Carroll went public with her allegations against Trump last week in a piece for New York magazine, which is an excerpt from her forthcoming book. The actions she describes in her account amount to the closest thing to a rape allegation from any of 16 women who have accused Trump of sexual misconduct over the years — Carroll said Trump forcibly penetrated her during the attack.
On Thursday, Pelosi said that while she respects “the concerns expressed by women as they present their truth,” she reiterated she doesn’t know much about Carroll and hasn’t been following the allegations. The speaker said she’s had other things to think about, such as the possibility of war with Iran, the mounting humanitarian crisis at the southern border, and protecting American election security.

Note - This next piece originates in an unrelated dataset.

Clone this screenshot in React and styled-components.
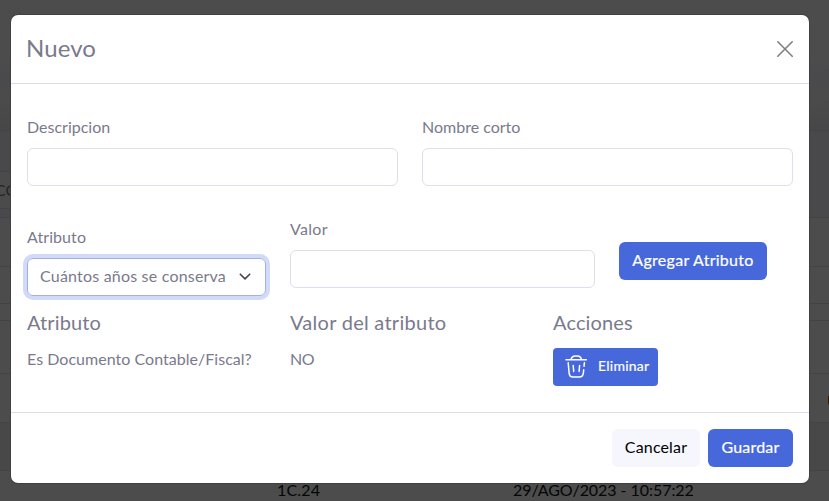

“I don’t know the person making the accusation; I haven’t paid that much attention to it,” Pelosi said. “I’m more concerned about policy decisions that we have disagreements on that we have to come to agreement on, that affect the lives of the American people. I appreciate this getting more publicity. Again, I just am not following that closely.”

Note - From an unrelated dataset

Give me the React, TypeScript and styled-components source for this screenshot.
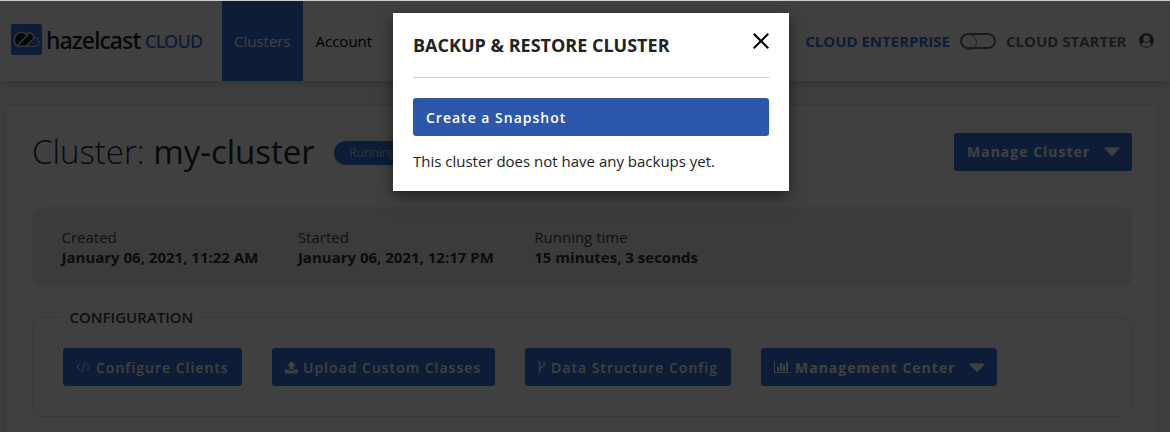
import React from "react";
import styled, { createGlobalStyle } from "styled-components";

const Global = createGlobalStyle`
  * { box-sizing: border-box; }
  body { margin: 0; background: #f7f7f7; font-family: "Open Sans", sans-serif; font-size: 15px; line-height: 20px; color: #464646; overflow: hidden; }
  h1, h2, p, dl, dt, dd, fieldset, legend { margin: 0; padding: 0; }
  button { font-family: inherit; border: 0; }
`;

const BLUE = "#3671da";

const Page = styled.div`
  height: 432px;
  overflow: hidden;
  background: #f7f7f7;
`;
const Header = styled.header`
  position: relative;
  height: 81px;
  padding: 1px 16.5px 0 11px;
  display: flex;
  align-items: stretch;
  background: #fff;
  box-shadow: 0 2px 10px rgba(0, 0, 0, 0.2);
`;
const Brand = styled.div`
  width: 211px;
  display: flex;
  align-items: center;
  padding-bottom: 4px;
`;
const BrandName = styled.span`
  width: 93px;
  margin-left: 4px;
  padding-top: 1px;
  font: 500 23px/28px "Noto Sans", sans-serif;
  letter-spacing: -0.9px;
  color: #12182a;
`;
const BrandSuffix = styled.span`
  margin-left: 6px;
  padding-top: 3px;
  font: 500 18px/28px "Noto Sans", sans-serif;
  letter-spacing: -0.8px;
  color: ${BLUE};
`;
const NavItem = styled.a<{ $active?: boolean }>`
  display: flex;
  align-items: center;
  width: ${(p) => (p.$active ? "81px" : "80px")};
  padding: 0 0 0 ${(p) => (p.$active ? "12px" : "12.5px")};
  font-size: 15px;
  background: ${(p) => (p.$active ? BLUE : "transparent")};
  color: ${(p) => (p.$active ? "#fff" : "#000")};
`;
const Plans = styled.div`
  margin-left: auto;
  display: flex;
  align-items: center;
  font-size: 15px;
  font-weight: 700;
`;
const Plan = styled.span<{ $active?: boolean }>`
  color: ${(p) => (p.$active ? BLUE : "#6c6c6c")};
`;
const Toggle = styled.span`
  display: block;
  width: 36px;
  height: 16px;
  margin: 0 10px;
  border: 2px solid #6c6c6c;
  border-radius: 8px;
  &::after {
    content: "";
    display: block;
    width: 14px;
    height: 14px;
    margin: -1px 0 0 -1px;
    border: 1px solid #7c7c7c;
    border-radius: 50%;
  }
`;
const Card = styled.main`
  width: 1150px;
  height: 360px;
  margin: 25px 0 0 7px;
  padding: 27px 25px 0;
  background: #fff;
  box-shadow: 0 0 8px rgba(0, 0, 0, 0.12);
`;
const TitleRow = styled.div`
  display: flex;
  align-items: flex-start;
  justify-content: space-between;
  height: 74px;
`;
const TitleGroup = styled.div`
  display: flex;
  align-items: center;
  height: 38px;
`;
const Title = styled.h1`
  font-size: 33px;
  line-height: 38px;
  font-weight: 300;
  color: #2b2b2b;
  white-space: nowrap;
  b { font-weight: 400; }
`;
const Status = styled.span`
  height: 24px;
  margin: 2px 0 0 19px;
  padding: 0 15.5px;
  border-radius: 12px;
  font-size: 12.5px;
  font-weight: 300;
  line-height: 24px;
  color: #fff;
  background: ${BLUE};
`;
const Button = styled.button<{ $width: string; $bright?: boolean; $raised?: boolean }>`
  width: ${(p) => p.$width};
  height: 38px;
  padding: 0 13px ${(p) => (p.$raised ? "1px" : "0")};
  display: flex;
  align-items: center;
  flex: none;
  border-radius: 3px;
  background: ${(p) => (p.$bright ? "#2b58ac" : BLUE)};
  color: #fff;
  font-size: 14px;
  font-weight: 600;
  letter-spacing: 1px;
  white-space: nowrap;
`;
const Strong = styled.span`
  font-weight: 700;
`;
const ButtonIcon = styled.svg`
  flex: none;
  margin-right: 5px;
`;
const Caret = styled.svg`
  flex: none;
  margin: 1px -1px 0 auto;
`;
const Info = styled.dl`
  height: 80px;
  padding: 20px 30px 0 29.5px;
  display: flex;
  border-radius: 10px;
  background: #ececec;
`;
const Fact = styled.div`
  width: 236.4px;
  dd { font-weight: 700; color: #303030; white-space: nowrap; }
`;
const Configuration = styled.fieldset`
  min-width: 0;
  height: 109px;
  margin: 21px 0 0;
  padding: 21px 30px 0;
  border: 1px solid #e2e2e2;
  border-radius: 10px;
`;
const Legend = styled.legend`
  padding: 0 7px 0 6.5px;
  font-weight: 600;
  line-height: 19px;
  color: #3c3c3c;
`;
const Actions = styled.div`
  display: flex;
  gap: 30px;
`;
const Backdrop = styled.div`
  position: absolute;
  inset: 0;
  height: 432px;
  padding-top: 13px;
  display: flex;
  align-items: flex-start;
  justify-content: center;
  background: rgba(0, 0, 0, 0.75);
`;
const TopEdge = styled.div`
  position: absolute;
  top: 0;
  left: 0;
  right: 0;
  height: 1px;
  background: #c9cfd2;
`;
const Dialog = styled.section`
  width: 396px;
  height: 178px;
  margin-right: -12px;
  padding: 0 20px;
  background: #fff;
  box-shadow: 0 5px 14px rgba(0, 0, 0, 0.5);
`;
const DialogHeader = styled.div`
  height: 65px;
  display: flex;
  align-items: center;
  justify-content: space-between;
  border-bottom: 1px solid #ccc;
  margin-bottom: 20px;
  svg { margin: 0 0 9px; }
`;
const DialogTitle = styled.h2`
  font-size: 18px;
  font-weight: 700;
  line-height: 24px;
  color: #222;
`;
const Message = styled.p`
  margin-top: 15px;
  font-size: 15px;
  color: #222;
`;

const Logo = () => (
  <svg width="31" height="31" viewBox="0 0 31 31">
    <rect width="31" height="31" rx="2" fill={BLUE} />
    <path d="M8.500 22.200A5.500 5.500 0 0 1 3.400 16.500c0-4.500 3-8.200 7.300-8.200 2 0 3.300.6 4.500 1.700 2.800-2.400 7.300-.8 8 3.700 2.700.2 4.500 1.900 4.500 4.200 0 2.500-2 4.300-4.500 4.300Z" fill="#12182a" stroke="#d8d8d8" strokeWidth="1.500" />
    <path d="M17.500 21.500 24 14.500c2.200.3 3 1.600 3 3.400 0 2.100-1.500 3.600-3.700 3.600Z" fill={BLUE} />
    <path d="M6.500 21.500 17.500 10M15 22.200l8.500-8.700" stroke="#d8d8d8" strokeWidth="1.500" />
  </svg>
);
const CodeIcon = () => (
  <ButtonIcon width="15" height="12" viewBox="0 0 15 12" fill="none" stroke="#fff" strokeWidth="1">
    <path d="M4.500 2.500 1 6l3.500 3.500M10.500 2.500 14 6l-3.500 3.500M9 .8 6 11.200" />
  </ButtonIcon>
);
const UploadIcon = () => (
  <ButtonIcon width="13" height="13" viewBox="0 0 13 13" fill="#fff">
    <path d="M6.500 0 11 4.700H8.500V8.500h-4V4.700H2ZM0 8.500h3.500c.3.800.8 1.200 1.500 1.200h3c.7 0 1.200-.4 1.500-1.200H13v4H0Z" />
    <path d="M9 10.700h1v.8H9ZM11 10.700h1v.8h-1Z" fill={BLUE} />
  </ButtonIcon>
);
const ForkIcon = () => (
  <ButtonIcon width="8" height="12" viewBox="0 0 8 12" fill="none" stroke="#fff">
    <circle cx="1.600" cy="1.600" r="1" />
    <circle cx="6.400" cy="2.100" r="1" />
    <circle cx="1.600" cy="10.400" r="1" />
    <path d="M1.600 2.600v6.800M6.400 3.100c0 3.200-4.400 2.400-4.800 5.500" strokeWidth="1.300" />
  </ButtonIcon>
);
const ChartIcon = () => (
  <ButtonIcon width="16" height="12" viewBox="0 0 16 12" fill="#fff">
    <path d="M0 0h1v11h15v1H0ZM3 6h2v4H3ZM6 2h2v8H6ZM9 4h2v6H9ZM12 1h2v9h-2Z" />
  </ButtonIcon>
);
const CaretIcon = () => (
  <Caret width="16" height="10" viewBox="0 0 16 10">
    <path d="M1.200.5h13.600c.8 0 1 .7.500 1.200L8.700 8.500c-.4.500-1 .500-1.400 0L.7 1.700C.2 1.200.4.500 1.200.5Z" fill="#fff" />
  </Caret>
);
const UserIcon = () => (
  <svg width="15" height="15" viewBox="0 0 15 15">
    <circle cx="7.500" cy="7.500" r="7.300" fill="#484848" />
    <circle cx="7.500" cy="5.700" r="3.300" fill="#fff" />
    <path d="M2.600 11.800c.5-1.700 1.300-2.500 2.400-2.700 1.500 1.100 3.500 1.100 5 0 1.100.2 1.900 1 2.400 2.700a6.400 6.400 0 0 1-9.800 0Z" fill="#fff" />
  </svg>
);
const CloseIcon = () => (
  <svg width="16" height="16" viewBox="0 0 16 16">
    <path d="M.7.7l14.600 14.600M15.300.7.7 15.300" stroke="#000" strokeWidth="2" />
  </svg>
);
const UserSlot = styled.span`
  display: flex;
  margin: -1px 0 0 12px;
`;

export default function App() {
  return (
    <>
      <Global />
      <Page>
        <Header>
          <Brand>
            <Logo />
            <BrandName>hazelcast</BrandName>
            <BrandSuffix>CLOUD</BrandSuffix>
          </Brand>
          <NavItem $active>Clusters</NavItem>
          <NavItem>Account</NavItem>
          <Plans>
            <Plan $active>CLOUD ENTERPRISE</Plan>
            <Toggle />
            <Plan>CLOUD STARTER</Plan>
            <UserSlot><UserIcon /></UserSlot>
          </Plans>
        </Header>
        <Card>
          <TitleRow>
            <TitleGroup>
              <Title>Cluster: <b>my-cluster</b></Title>
              <Status>Running</Status>
            </TitleGroup>
            <Button $width="178px" $raised><Strong>Manage Cluster</Strong><CaretIcon /></Button>
          </TitleRow>
          <Info>
            <Fact><dt>Created</dt><dd>January 06, 2021, 11:22 AM</dd></Fact>
            <Fact><dt>Started</dt><dd>January 06, 2021, 12:17 PM</dd></Fact>
            <Fact><dt>Running time</dt><dd>15 minutes, 3 seconds</dd></Fact>
          </Info>
          <Configuration>
            <Legend>CONFIGURATION</Legend>
            <Actions>
              <Button $width="179px"><CodeIcon />Configure Clients</Button>
              <Button $width="223px"><UploadIcon />Upload Custom Classes</Button>
              <Button $width="206px"><ForkIcon />Data Structure Config</Button>
              <Button $width="236px"><ChartIcon /><Strong>Management Center</Strong><CaretIcon /></Button>
            </Actions>
          </Configuration>
        </Card>
      </Page>
      <Backdrop>
        <Dialog>
          <DialogHeader>
            <DialogTitle>BACKUP &amp; RESTORE CLUSTER</DialogTitle>
            <CloseIcon />
          </DialogHeader>
          <Button $width="100%" $bright>Create a Snapshot</Button>
          <Message>This cluster does not have any backups yet.</Message>
        </Dialog>
      </Backdrop>
      <TopEdge />
    </>
  );
}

For the most part, Democrats on Capitol Hill have had the same reaction as Pelosi. Only one Democratic lawmaker, California Rep. Jackie Speier, has publicly called on Congress to look into the allegations of Carroll and other Trump accusers. Speier has been a leader on calling attention to the problem of sexual misconduct within Congress, sharing her own story of experiencing sexual harassment as a young staffer on Capitol Hill by a former congressman.

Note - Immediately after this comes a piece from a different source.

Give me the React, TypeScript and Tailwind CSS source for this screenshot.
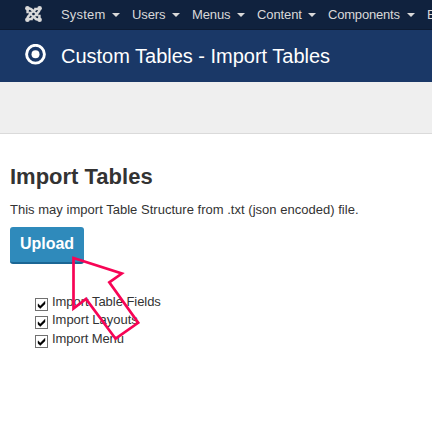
import React from 'react';

const menus = [
  { label: 'System', width: 'w-[71px]', spacing: 'tracking-[0.2px]' },
  { label: 'Users', width: 'w-[60px]', spacing: 'tracking-[-0.1px]' },
  { label: 'Menus', width: 'w-[65px]', spacing: 'tracking-[-0.1px]' },
  { label: 'Content', width: 'w-[71px]', spacing: 'tracking-[-0.1px]' },
  { label: 'Components', width: 'w-[99px]', spacing: 'tracking-[-0.2px]' },
  { label: 'Extensions', width: 'w-[90px]', spacing: 'tracking-[0.1px]' },
];

const options = [
  { label: 'Import Table Fields', height: 'h-[18px]', spacing: 'tracking-[-0.04px]' },
  { label: 'Import Layouts', height: 'h-[19px]', spacing: 'tracking-[-0.02px]' },
  { label: 'Import Menu', height: 'h-[18px]', spacing: 'tracking-[-0.1px]' },
];

function JoomlaIcon() {
  return (
    <svg className="ml-[25px] mt-[6px] h-4 w-[17px] shrink-0" viewBox="0 0 17 16" fill="none" stroke="#d9d9d9">
      <g strokeWidth="2.5" strokeLinejoin="round">
        <path d="M2.6 7.2V4.2Q2.6 2.4 4.4 2.4Q5.8 2.4 6.8 3.6L12.9 9.8" />
        <path d="M9.2 3.1H12.3Q14.4 2.6 14.4 4.4Q14.2 5.6 12.9 6.6L6.8 12.4" />
        <path d="M14.4 8.8V11.8Q14.4 13.6 12.6 13.6Q11.2 13.6 10.2 12.4L4.1 6.2" />
        <path d="M7.8 12.9H4.7Q2.6 13.4 2.6 11.6Q2.8 10.4 4.1 9.4L10.2 3.6" />
      </g>
      <g fill="#d9d9d9" stroke="none">
        <circle cx="2.4" cy="2.3" r="2.3" />
        <circle cx="14.6" cy="2.3" r="2.3" />
        <circle cx="2.4" cy="13.7" r="2.3" />
        <circle cx="14.6" cy="13.7" r="2.3" />
      </g>
      <circle cx="8.5" cy="8" r="1.3" fill="#10223e" stroke="none" />
    </svg>
  );
}

function CheckedBox() {
  return (
    <svg className="h-[13px] w-[13px] shrink-0" viewBox="0 0 13 13">
      <rect x=".5" y=".5" width="12" height="12" fill="#fff" stroke="#707070" />
      <path d="M3 5.8L5.3 8L10 3.2V6L5.3 10.6L3 8.4Z" fill="#000" stroke="#000" strokeWidth=".4" />
    </svg>
  );
}

export default function App() {
  return (
    <div className="relative h-[443px] w-[432px] overflow-hidden bg-white font-['Liberation_Sans',Arial,sans-serif] text-[13px] leading-[18px] text-[#333]">
      <nav className="flex h-[30px] overflow-hidden border-b border-[#0d1b32] bg-[#10223e] text-[#d9d9d9]">
        <JoomlaIcon />
        <div className="ml-[19px] flex shrink-0 pt-[6px]">
          {menus.map((menu) => (
            <div key={menu.label} className={`flex shrink-0 justify-between pr-[12px] ${menu.width}`}>
              <span className={menu.spacing}>{menu.label}</span>
              <i className="mt-[7px] h-0 w-0 border-x-4 border-t-4 border-x-transparent border-t-[#d9d9d9]" />
            </div>
          ))}
        </div>
      </nav>
      <header className="flex h-[52px] bg-[#1a3867] text-white">
        <svg className="ml-[25px] mt-[14px] h-[21px] w-[21px]" viewBox="0 0 21 21">
          <circle cx="10.5" cy="10.2" r="8.9" fill="none" stroke="white" strokeWidth="2.9" />
          <circle cx="10.5" cy="10.2" r="4" fill="white" />
        </svg>
        <h1 className="ml-[15px] mt-[11px] text-[20px] leading-[30px] tracking-[-0.01px]">Custom Tables - Import Tables</h1>
      </header>
      <div className="h-[52px] border-b border-[#dadada] bg-[#efefef]" />
      <main className="px-[10px] pt-[25px]">
        <h2 className="text-[22px] font-bold leading-9">Import Tables</h2>
        <p className="mt-[6px] whitespace-nowrap tracking-[0.02px]">This may import Table Structure from .txt (json encoded) file.</p>
        <button className="mt-[8px] block h-[37px] w-[74px] rounded-[3px] border-b-2 border-[#1b6694] bg-[#2f8abb] pb-[2px] text-[16px] font-bold leading-[33px] text-white">Upload</button>
        <div className="ml-[25px] mt-[29px]">
          {options.map((option) => (
            <label key={option.label} className={`flex ${option.height}`}>
              <span className="mt-[5px]"><CheckedBox /></span>
              <span className={`ml-[4px] ${option.spacing}`}>{option.label}</span>
            </label>
          ))}
        </div>
      </main>
      <svg className="pointer-events-none absolute left-[65px] top-[250px] h-[100px] w-[84px]" viewBox="65 250 84 100" fill="none" stroke="#f70455" strokeWidth="2.7">
        <path d="M73.5 258L121.8 273.5L109.3 282.4L138.2 322.8L115.6 338.7L86 299L73.5 308.5Z" />
      </svg>
    </div>
  );
}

Speier told the Daily Beast she thinks there’s room for Congress to look into Carroll’s recent allegation, adding, “We do have a lot on our plates, so I can’t speak to when it’s going to happen.”
“This particular case is particularly egregious, and there’s no reason not to believe the woman,” Speier told the Daily Beast. “I think his [Trump’s] problem is, he sees that as a way of wooing a woman and women see it as sexual assault or rape.”
Other members of Congress have made it clear they don’t think the allegations merit congressional investigation.
“It’s been well established that the president is inappropriate with women,” Rep. Karen Bass (D-CA), the chair of the Congressional Black Caucus, told the Daily Beast. “We know this. I think there’s a lot of other things that are going on that are equally important, and to me, to focus on this right now would be a diversion.”
Vox reached out to Speier’s and Pelosi’s offices for comment but had not heard back by press time.